Once upon a time, I had a job that included looking through boxes of documents that were supposedly related to environmental litigation, but were generally (a) unrelated, (b) dusty and (c) mind-numbingly dull. Earlier this year, as I looked back on those dark days, it seemed to me that crowdsourcing would be a great tool for a first pass through documents, helping a legal team focus its efforts away from documents that are obviously not responsive to a given request.
To test this suspicion, we used a dataset of ~2,700 documents that were pre-coded with relevance assessments by a team of legal experts associated with the TREC 2010 Legal Learning task.1 We asked multiple workers whether each document, emails made public during the course of the Enron investigation, was responsive to a request for Residential Real Estate (full instructions here):
“So a Team of Lawyers walks into a Conference Room…”
We ran two iterations of the document review task. In the first, we used a Gold 2 distribution of 50% Relevant and 50% Not Relevant. For the second iteration, we increased the proportion of Relevant documents in our Gold set to 60%. Our thinking was that, at least in the context of litigation, returning an irrelevant document (false positive) was preferable to missing a Relevant document (false negative).
In the chart above, Recall is the percentage of all responsive documents that were returned; it measures how thorough the search is. Precision is the percentage of returned documents that are responsive; it measures how accurate the process is.

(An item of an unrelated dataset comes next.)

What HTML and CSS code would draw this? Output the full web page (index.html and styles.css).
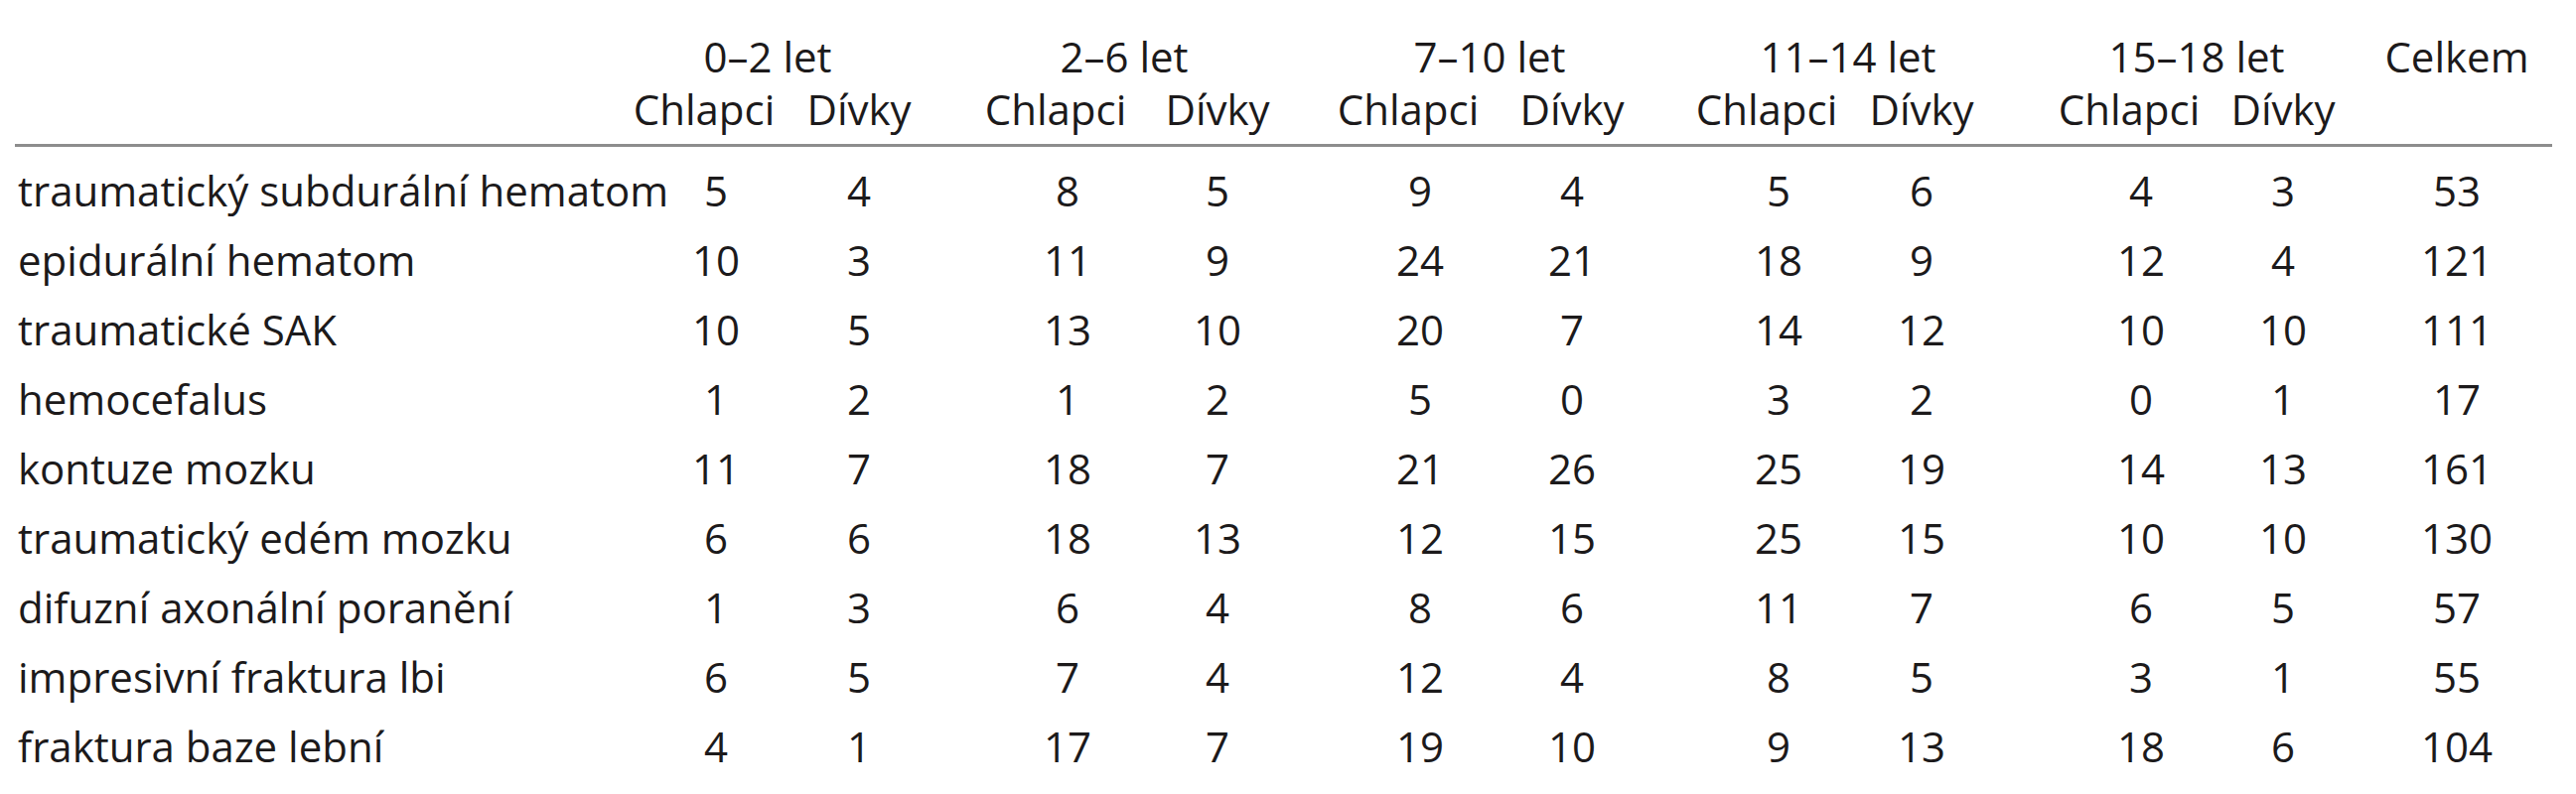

F1 is the harmonic mean, a simple summary measure that rewards high values in both. We used a simple majority among workers to determine a document’s relevance.
Before looking at how this performance compares with manual and automated document review, it’s worth noting that changing the Gold distribution had very little effect on the overall accuracy, but it had a large effect on the distribution of errors. By increasing the frequency of Relevant Gold units, we cut the number of false negative errors by nearly 50%. In a context where one type of error is relatively more “expensive” than another, this is a useful tool to be aware of.
Without running the same dataset through crowdsourced, automated, and manual document review, it’s difficult to compare performance across methods. Nevertheless, Grossman and Cormack (2011) discuss manual and automated document review, finding that average recall for manual review of documents can be as low as 20-50%, though typically with much higher precision. For automated review on a dataset similar to the one we used, recall averaged 77%, though with average precision of 85%.3
Living in a (non)Binary World
Every document in our test was also graded with a probabilistic measure of Relevance by default. Because we asked multiple reviewers whether a given document was Relevant, we used inter-coder agreement to suggest the likelihood that a document is responsive. Further, because we tracked each individual worker’s performance on Gold, we weighted each worker’s contribution to the agreement by his/her estimated accuracy.
For this exercise, we remapped our confidence scores such that a document that was the least likely to be Relevant received a Relevance Score of 0.01, while the documents most likely to be Relevant received a Relevance Score of 0.99. 4 The distribution of documents by Relevance Score is included below.
Note that because most documents in this test received judgments from three different workers, there isn’t much variation in the middle of the distribution. Most units had either unanimous agreement or a 2/1 split. Nevertheless, the Relevance Score makes it possible to set a threshold on what should be considered Relevant.
By changing the threshold, we can include any document that received at least one judgment of Relevant (increased Recall) or to include only documents that did not receive any judgment of Not Relevant (increased Precision). As shown below, different thresholds dramatically influence the number and characteristics of the documents returned as Relevant.
While there is no substitute for trained legal experts, these results show that crowdsourcing is an effective complement to eDiscovery document review. The promise of putting multiple pairs of eyes on every document dramatically decreases the likelihood of missing a relevant document. And consider that in less than 24 hours, we collected over 15,000 unique relevance judgments on nearly 3,000 documents, and for much less than the billing rate of your average attorney.
2 One of the ways that we control for quality is by randomly inserting a subset of units for which we already know the answers. We refer to this data as Gold. We track worker performance on these Gold units as a proxy for overall accuracy. Additional documentation is here.
3 Maura R. Grossman & Gordon V. Cormack, Technology-Assisted Review in E-Discovery Can Be More Effective and More Efficient Than Exhaustive Manual Review, XVII RICH. J.L. & TECH. 11 (2011), http://jolt.richmond.edu/v17i3/article11.pdf
4 For “Relevant” documents, P(Relevance)=0.99*(Confidence). For “Not Relevant” documents, P(Relevance)=1-0.99(Confidence)